Das Essen kommt. Wie auf Kommando richten sich die Frauen auf, halten ihr Smartphones über die Gerichte und machen Fotos. Die Bilder laden sich automatisch auf "Line" hoch, eine Art Facebook und Skype in einem. Oder auf "Wechat", einem vergleichbaren Dienst der chinesischen Firma "Tencent". Die Gruppe hat noch nicht zu essen begonnen, schon gurgeln die Geräte, erste Kommentare tauchen auf den Bildschirmen auf. Kauend tippen die drei Antworten. Gesprochen wird kaum. Yumi stochert lustlos im Reis: "Iss jetzt", schnappt die Mutter.
Für 120 Euro gibt es drei virtuelle Freundinnen: Manaka, Rinko und Nene
Line, der auf Japan zugeschnittene Message-Dienst des koreanischen Webportals Naver, hat in Japan 50 Millionen und weltweit 350 Millionen Nutzer. Täglich werden zehn Milliarden Messages abgesetzt. 49 Prozent der japanischen Smartphone-User nennen Line ihre wichtigste App.

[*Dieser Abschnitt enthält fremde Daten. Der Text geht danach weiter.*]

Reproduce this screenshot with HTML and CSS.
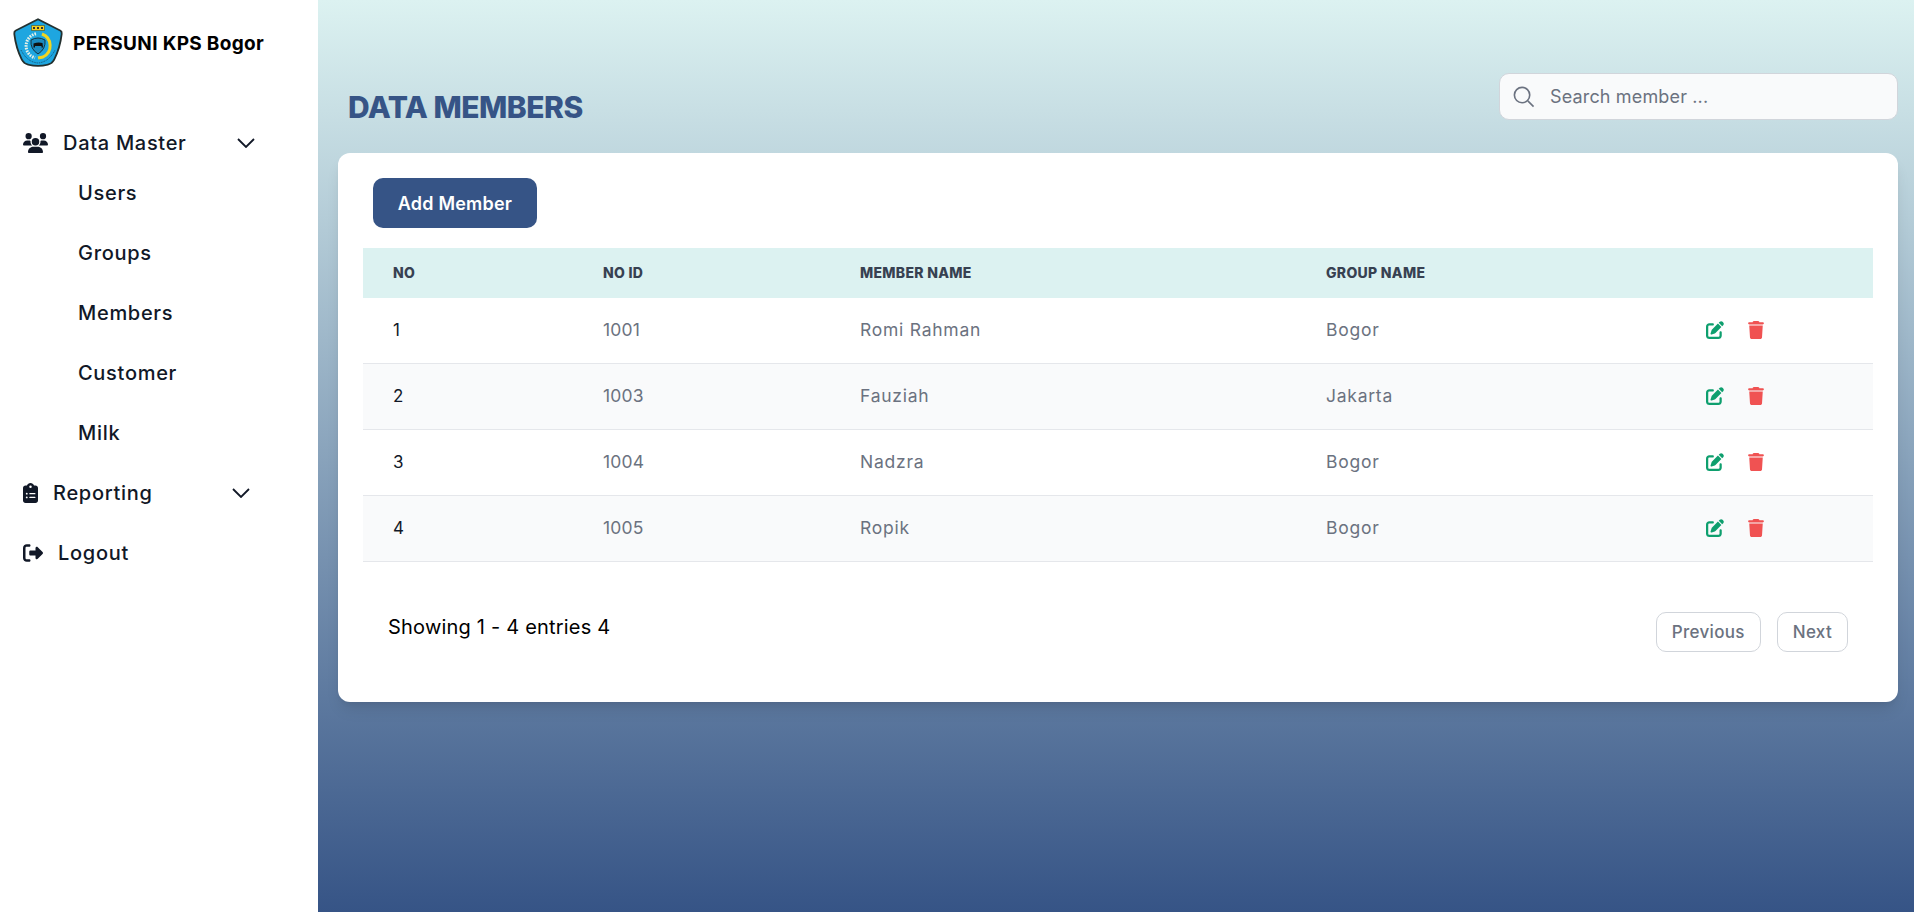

Nach dem Essen darf das Kind ein paar Minuten Candy-Crush spielen, bis die Mutter das Gerät wieder "braucht", wie sie sagt. Die Kleine weint, sie wolle auch ein Smartphone, in ihrer Schule hätten alle eines. Gemäß Statistik besitzen zehn Prozent aller Grundschüler, ein Viertel der Zehn- bis 14-Jährigen und 60 Prozent der Mittelschüler ein Smartphone. Über deren Navi können die Eltern jederzeit abrufen, wo das Kind sich aufhält.